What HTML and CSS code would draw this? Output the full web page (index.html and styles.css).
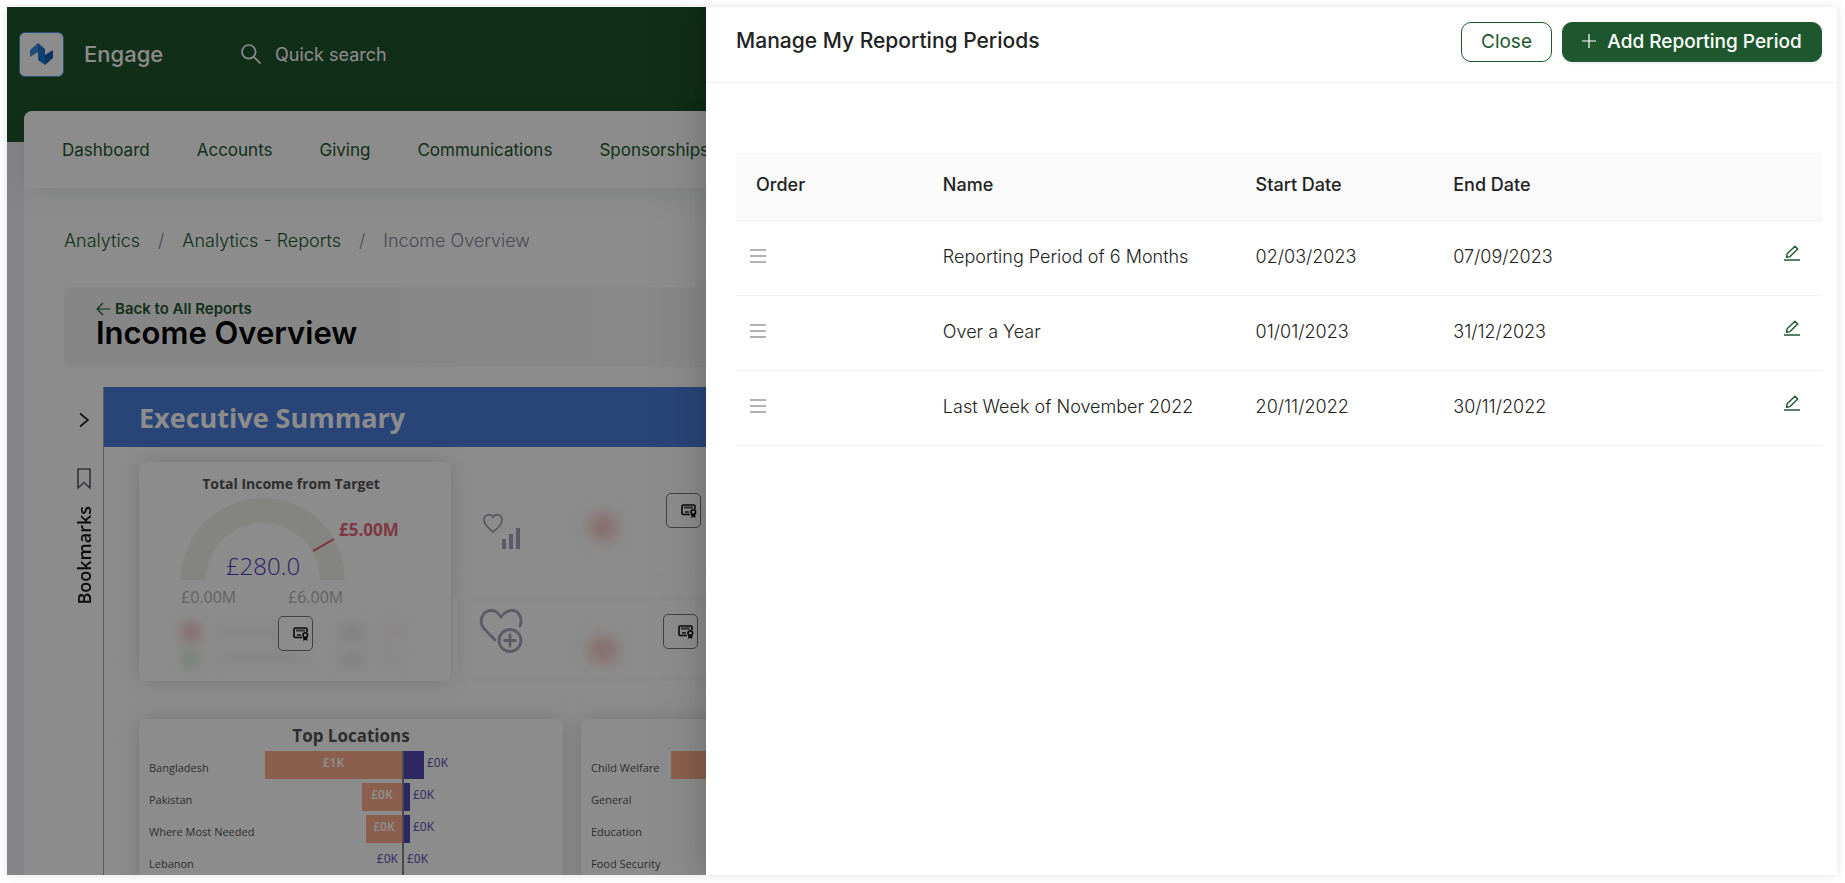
FILE: index.html
```html
<!DOCTYPE html>
<html lang="en">
<head>
<meta charset="utf-8">
<title>Engage - Income Overview</title>
<link rel="stylesheet" href="styles.css">
</head>
<body>
<svg class="defs" aria-hidden="true">
  <symbol id="cert" viewBox="0 0 16 16">
    <path d="M9 11.500H2.200Q1 11.500 1 10.300V3.200Q1 2 2.200 2H12.800Q14 2 14 3.200V6" fill="none" stroke="#111" stroke-width="1.600"/>
    <path d="M3 4.500H12M4 9H8" stroke="#555" stroke-width="1.800"/>
    <circle cx="12.300" cy="9" r="2.300" fill="#fff" stroke="#111" stroke-width="1.600"/>
    <path d="M10.300 11V15L12.300 13.700L14.300 15V11Z" fill="#111"/>
  </symbol>
  <symbol id="menu" viewBox="0 0 16 16">
    <path d="M0 2H16M0 8H16M0 14H16" stroke="#999" stroke-width="1.400"/>
  </symbol>
  <symbol id="edit" viewBox="0 0 16 16">
    <path d="M2.500 12.300L3.100 8.800L11 1.300L13.700 4L6 11.600Z" fill="none" stroke="#1e572e" stroke-width="1.400" stroke-linejoin="round"/>
    <path d="M0 15H16" stroke="#1e572e" stroke-width="1.500"/>
  </symbol>
</svg>
<div class="window">
  <div class="app">
    <header class="topbar">
      <div class="logo">
        <svg viewBox="0 0 24 24" width="24" height="24">
          <path d="M0 8L8 1V10L0 15Z" fill="#3b8fdc"/>
          <path d="M8 1L15 7V23L8 18Z" fill="#1c77cf"/>
          <path d="M15 13L23 8V16L15 23Z" fill="#1560b0"/>
        </svg>
      </div>
      <span class="brand">Engage</span>
      <label class="search">
        <svg viewBox="0 0 20 20" width="20" height="20" fill="none" stroke="#fff" stroke-width="1.700"><circle cx="7.800" cy="7.800" r="6.800"/><path d="M12.800 12.800L19.500 19.500"/></svg>
        <input type="text" placeholder="Quick search" aria-label="Quick search">
      </label>
    </header>
    <div class="page">
      <nav class="nav">
        <a href="#">Dashboard</a><a href="#">Accounts</a><a href="#">Giving</a><a href="#">Communications</a><a href="#">Sponsorships</a>
      </nav>
      <div class="crumbs">
        <a href="#">Analytics</a><span class="sep">/</span><a href="#">Analytics - Reports</a><span class="sep">/</span><span class="current">Income Overview</span>
      </div>
      <div class="heading">
        <a class="back" href="#"><svg viewBox="0 0 14 14" width="14" height="14" fill="none" stroke="#1e572e" stroke-width="1.200"><path d="M14 7H1M7 1L1 7L7 13"/></svg>Back to All Reports</a>
        <h1>Income Overview</h1>
      </div>
      <div class="report">
        <aside class="rail">
          <button class="expand" aria-label="Expand"><svg viewBox="0 0 10 16" width="10" height="16" fill="none" stroke="#222" stroke-width="1.700"><path d="M1 1.500L9 8L1 14.500"/></svg></button>
          <svg class="bookmark" viewBox="0 0 14 22" width="14" height="22" fill="none" stroke="#605e70" stroke-width="1.600"><path d="M1 1H13V20L7 14.500L1 20Z"/></svg>
          <span class="rail-text">Bookmarks</span>
        </aside>
        <div class="canvas">
          <h2 class="banner">Executive Summary</h2>
          <div class="row-top">
            <section class="card gauge">
              <h3>Total Income from Target</h3>
              <svg class="dial" viewBox="0 0 312 115" width="312" height="115">
                <path d="M42 80A82 82 0 0 1 206 80H181A57 57 0 0 0 67 80Z" fill="#f1f0ec"/>
                <path d="M174 51L195 39" stroke="#e8566a" stroke-width="2"/>
                <text x="124" y="75" class="t-value">£280.0</text>
                <text x="200" y="36" class="t-target">£5.00M</text>
                <text x="42" y="103" class="t-scale">£0.00M</text>
                <text x="149" y="103" class="t-scale">£6.00M</text>
              </svg>
              <div class="legend">
                <svg class="haze" viewBox="0 0 312 80" width="312" height="80">
                  <defs><filter id="soft" x="-50%" y="-80%" width="200%" height="260%"><feGaussianBlur stdDeviation="7"/></filter></defs>
                  <g filter="url(#soft)">
                    <circle cx="52" cy="25" r="9" fill="#f3b0b0"/><circle cx="52" cy="52" r="9" fill="#cfe4cf"/>
                    <rect x="77" y="21" width="96" height="8" fill="#eaeaea"/><rect x="77" y="48" width="90" height="8" fill="#eaeaea"/>
                    <rect x="200" y="18" width="26" height="14" fill="#e6e6e6"/><rect x="200" y="45" width="26" height="14" fill="#e6e6e6"/>
                    <circle cx="255" cy="24" r="9" fill="#f8ecec"/><circle cx="255" cy="52" r="9" fill="#eff4ef"/>
                  </g>
                </svg>
                <button class="badge" aria-label="Licence"><svg width="16" height="16"><use href="#cert"/></svg></button>
              </div>
            </section>
            <section class="kpis">
              <div class="kpi">
                <svg class="kpi-icon" viewBox="0 0 44 44" width="44" height="44">
                  <path d="M14 23C9 19 5 15 5 11C5 5 12 4.500 14 8C16 4.500 23 5 23 11C23 15 18 20 14 23Z" fill="none" stroke="#a9a5bd" stroke-width="1.800"/>
                  <path d="M25 40V30M32 40V25M39 40V19" stroke="#a9a5bd" stroke-width="4"/>
                </svg>
                <span class="blob"></span>
                <button class="badge" aria-label="Licence"><svg width="16" height="16"><use href="#cert"/></svg></button>
              </div>
              <div class="kpi kpi-low">
                <svg class="kpi-icon" viewBox="0 0 44 44" width="44" height="44" fill="none" stroke="#a9a5bd" stroke-width="2.800" stroke-linecap="round">
                  <path d="M16 31L4.500 19C-1 12 4 1.500 12 1.500C17 1.500 19 4 22 8C25 4 28 1.500 33 1.500C40 1.500 44 10 41 17"/>
                  <circle cx="31" cy="31.500" r="11"/><path d="M31 26V37M25.500 31.500H36.500"/>
                </svg>
                <span class="blob"></span>
                <button class="badge" aria-label="Licence"><svg width="16" height="16"><use href="#cert"/></svg></button>
              </div>
            </section>
          </div>
          <div class="row-bottom">
            <section class="card chart">
              <h3>Top Locations</h3>
              <div class="bars">
                <span class="label">Bangladesh</span><div class="neg"><b style="width:137px">£1K</b></div><div class="pos"><i style="width:20px"></i>£0K</div>
                <span class="label">Pakistan</span><div class="neg"><b style="width:40px">£0K</b></div><div class="pos"><i style="width:6px"></i>£0K</div>
                <span class="label">Where Most Needed</span><div class="neg"><b style="width:36px">£0K</b></div><div class="pos"><i style="width:6px"></i>£0K</div>
                <span class="label">Lebanon</span><div class="neg">£0K</div><div class="pos"><i style="width:0"></i>£0K</div>
              </div>
            </section>
            <section class="card chart">
              <div class="bars bars-next">
                <span class="label">Child Welfare</span><div class="fill"></div>
                <span class="label">General</span><div></div>
                <span class="label">Education</span><div></div>
                <span class="label">Food Security</span><div></div>
              </div>
            </section>
          </div>
        </div>
      </div>
    </div>
  </div>
  <div class="mask"></div>
  <aside class="drawer" role="dialog" aria-label="Manage My Reporting Periods">
    <div class="drawer-head">
      <h2>Manage My Reporting Periods</h2>
      <div class="actions">
        <button class="btn">Close</button>
        <button class="btn primary"><svg viewBox="0 0 14 14" width="14" height="14" stroke="#fff" stroke-width="1.200"><path d="M7 0V14M0 7H14"/></svg>Add Reporting Period</button>
      </div>
    </div>
    <div class="drawer-body">
      <table>
        <colgroup><col class="c-order"><col class="c-name"><col class="c-date"><col class="c-date"><col></colgroup>
        <thead><tr><th>Order</th><th>Name</th><th>Start Date</th><th>End Date</th><th></th></tr></thead>
        <tbody>
          <tr><td class="grip"><svg width="16" height="16"><use href="#menu"/></svg></td><td>Reporting Period of 6 Months</td><td>02/03/2023</td><td>07/09/2023</td><td class="tools"><button aria-label="Edit"><svg width="16" height="16"><use href="#edit"/></svg></button></td></tr>
          <tr><td class="grip"><svg width="16" height="16"><use href="#menu"/></svg></td><td>Over a Year</td><td>01/01/2023</td><td>31/12/2023</td><td class="tools"><button aria-label="Edit"><svg width="16" height="16"><use href="#edit"/></svg></button></td></tr>
          <tr><td class="grip"><svg width="16" height="16"><use href="#menu"/></svg></td><td>Last Week of November 2022</td><td>20/11/2022</td><td>30/11/2022</td><td class="tools"><button aria-label="Edit"><svg width="16" height="16"><use href="#edit"/></svg></button></td></tr>
        </tbody>
      </table>
    </div>
  </aside>
</div>
</body>
</html>
```
FILE: styles.css
```css
* { box-sizing: border-box; }
body {
  margin: 0;
  padding: 7px 8px 8px 7px;
  background: #fff;
  color: #222;
  font-family: Inter, "Open Sans", sans-serif;
  font-size: 18px;
  overflow: hidden;
}
button, input { font: inherit; color: inherit; }
button { padding: 0; border: 0; background: none; cursor: pointer; }
a { color: #1e572e; text-decoration: none; }
h1, h2, h3 { margin: 0; }
svg { display: block; flex: none; }
.defs { position: absolute; width: 0; height: 0; }

.window {
  position: relative;
  height: calc(100vh - 15px);
  box-shadow: 0 0 10px rgba(0, 0, 0, .12);
}
.app {
  height: 100%;
  overflow: hidden;
  background: linear-gradient(#1f552e 135px, #f1f2f8 135px);
}
.mask { position: absolute; inset: 0; background: rgba(0, 0, 0, .45); }

/* Top bar */
.topbar {
  display: flex;
  align-items: center;
  height: 104px;
  padding: 0 12px 10px;
  color: #fff;
}
.logo {
  display: grid;
  place-items: center;
  width: 45px;
  height: 45px;
  border: 1px solid #3f92dc;
  border-radius: 6px;
  background: #fff;
}
.brand { width: 157px; margin-left: 20px; font-size: 22px; font-weight: 500; }
.search { display: flex; align-items: center; gap: 14px; }
.search input { width: 200px; padding: 0; border: 0; background: none; font-size: 18px; font-weight: 400; }
.search input::placeholder { color: #fff; opacity: 1; }

/* Page */
.page { margin-left: 17px; background: #fff; border-radius: 8px 0 0 0; }
.nav {
  display: flex;
  gap: 47px;
  height: 77px;
  padding: 0 38px;
  align-items: center;
  border-radius: 8px;
  box-shadow: 0 4px 30px rgba(20, 40, 30, .1);
  font-size: 17px;
}
.crumbs {
  display: flex;
  gap: 18px;
  height: 99px;
  padding: 0 40px;
  line-height: 106px;
  font-size: 18px;
  font-weight: 300;
}
.sep, .current { color: #8a879e; }
.heading {
  height: 80px;
  margin: 0 40px;
  padding: 12px 32px;
  border-radius: 8px;
  background: linear-gradient(90deg, #f4f4f4, #fcfcfc);
}
.back {
  display: flex;
  align-items: center;
  gap: 5px;
  height: 20px;
  font-size: 15px;
  line-height: 18px;
  font-weight: 600;
}
h1 { color: #000; font-size: 31px; line-height: 28px; font-weight: 600; }

/* Report */
.report {
  display: grid;
  grid-template-columns: 39px 1fr;
  margin: 20px 40px 0;
  font-family: "Open Sans", "Noto Sans", sans-serif;
}
.rail { display: flex; flex-direction: column; align-items: center; padding-top: 25px; }
.bookmark { margin-top: 40px; }
.rail-text {
  margin-top: 16px;
  writing-mode: vertical-rl;
  transform: rotate(180deg);
  color: #111;
  font-size: 18px;
  line-height: 20px;
  font-weight: 600;
}
.canvas { border-left: 1px solid #aaa; }
.banner {
  height: 60px;
  padding-left: 35px;
  background: #4b7edb;
  color: #fff;
  font-size: 27px;
  line-height: 62px;
  font-weight: 700;
}
.row-top { display: grid; grid-template-columns: 312px 1fr; gap: 2px; padding: 15px 35px 38px; }
.row-bottom { display: grid; grid-template-columns: 424px 424px; gap: 18px; padding-left: 35px; }
.card {
  border-radius: 8px;
  background: #fff;
  box-shadow: 0 0 22px rgba(0, 0, 0, .16);
}
.card h3 { text-align: center; color: #555; font-weight: 700; }
.gauge { height: 219px; }
.gauge h3 { height: 38px; padding-right: 8px; font-size: 14px; line-height: 44px; }
.dial { overflow: visible; }
.t-value { fill: #5038b8; font: 300 24px "Open Sans", sans-serif; text-anchor: middle; }
.t-target { fill: #e8667a; font: 700 17px "Open Sans", sans-serif; }
.t-scale { fill: #b5b5b5; font: 400 16px "Open Sans", sans-serif; }
.legend { position: relative; }
.haze { margin-top: -8px; }
.badge {
  display: flex;
  align-items: center;
  justify-content: flex-end;
  width: 35px;
  height: 35px;
  padding-right: 3px;
  border: 1px solid #777;
  border-radius: 5px;
  background: #fff;
}
.legend .badge { position: absolute; left: 139px; top: 9px; }
.kpi { display: flex; align-items: center; height: 113px; padding-left: 26px; border-bottom: 1px solid #f9f9f9; }
.kpi-icon { margin-top: 26px; }
.blob { width: 28px; height: 28px; margin: 18px 0 0 66px; border-radius: 50%; background: #f6c4c0; filter: blur(8px); }
.kpi .badge { margin: -15px 0 0 49px; }
.kpi-low { height: 84px; margin-top: 22px; padding-left: 22px; border: 4px solid #fafafa; }
.kpi-low .badge { margin: -15px 0 0 46px; }
.kpi-low .kpi-icon { margin: -16px 0 0; }
.kpi-low .blob { margin-top: 22px; }

.chart { height: 190px; padding: 0 10px; }
.chart h3 { height: 32px; font-size: 17px; line-height: 34px; }
.bars {
  display: grid;
  grid-template-columns: 116px 137px 1fr;
  grid-auto-rows: 32px;
  color: #6256b8;
  font-family: "Noto Sans", "Open Sans", sans-serif;
  font-size: 12px;
  line-height: 24px;
}
.bars-next { grid-template-columns: 80px 1fr; padding-top: 32px; }
.label { padding-top: 5px; color: #555; white-space: nowrap; font-family: "Open Sans", sans-serif; font-size: 11px; }
.neg { text-align: right; padding-right: 4px; }
.neg b { float: right; height: 28px; margin-right: -4px; background: #fcae8c; color: #fff; font-weight: 600; text-align: center; }
.pos { display: flex; gap: 3px; border-left: 2px solid #888; }
.pos i { height: 28px; background: #5145b4; }
.fill { height: 28px; background: #fcae8c; }

/* Drawer */
.drawer {
  position: absolute;
  inset: 0 0 0 auto;
  width: 61.8%;
  background: #fff;
  box-shadow: -6px 0 16px rgba(0, 0, 0, .08), -9px 0 28px rgba(0, 0, 0, .05), -12px 0 48px 16px rgba(0, 0, 0, .03);
  clip-path: inset(0 0 0 -80px);
}
.drawer-head {
  display: flex;
  justify-content: space-between;
  height: 76px;
  padding: 15px 15px 0 30px;
  border-bottom: 1px solid #f0f0f0;
}
.drawer-head h2 { font-size: 21px; line-height: 38px; font-weight: 500; }
.actions { display: flex; gap: 10px; }
.btn {
  display: flex;
  align-items: center;
  justify-content: center;
  gap: 11px;
  height: 40px;
  min-width: 91px;
  padding-bottom: 2px;
  border: 1px solid #1e572e;
  border-radius: 10px;
  color: #1e572e;
  font-size: 19px;
}
.primary { min-width: 260px; background: #1e572e; color: #fff; font-weight: 500; box-shadow: 0 2px 2px rgba(0, 0, 0, .06); }
.drawer-body { padding: 70px 15px 0 30px; }
table { width: 100%; table-layout: fixed; border-collapse: collapse; }
.c-order { width: 17.2%; }
.c-name { width: 28.8%; }
.c-date { width: 18.2%; }
th, td { padding: 0 20px 3px; border-bottom: 1px solid #f0f0f0; text-align: left; }
th { height: 67px; background: #fafafa; font-weight: 500; }
td { height: 75px; font-weight: 300; }
.grip { padding: 0 14px 4px; }
.tools { padding: 0 22px 10px; }
.tools button { display: block; margin-left: auto; }
```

Task prompt:
Find all lines holding the string "styles" and copy them.

Output of the task:
What HTML and CSS code would draw this? Output the full web page (index.html and styles.css).
<link rel="stylesheet" href="styles.css">
FILE: styles.css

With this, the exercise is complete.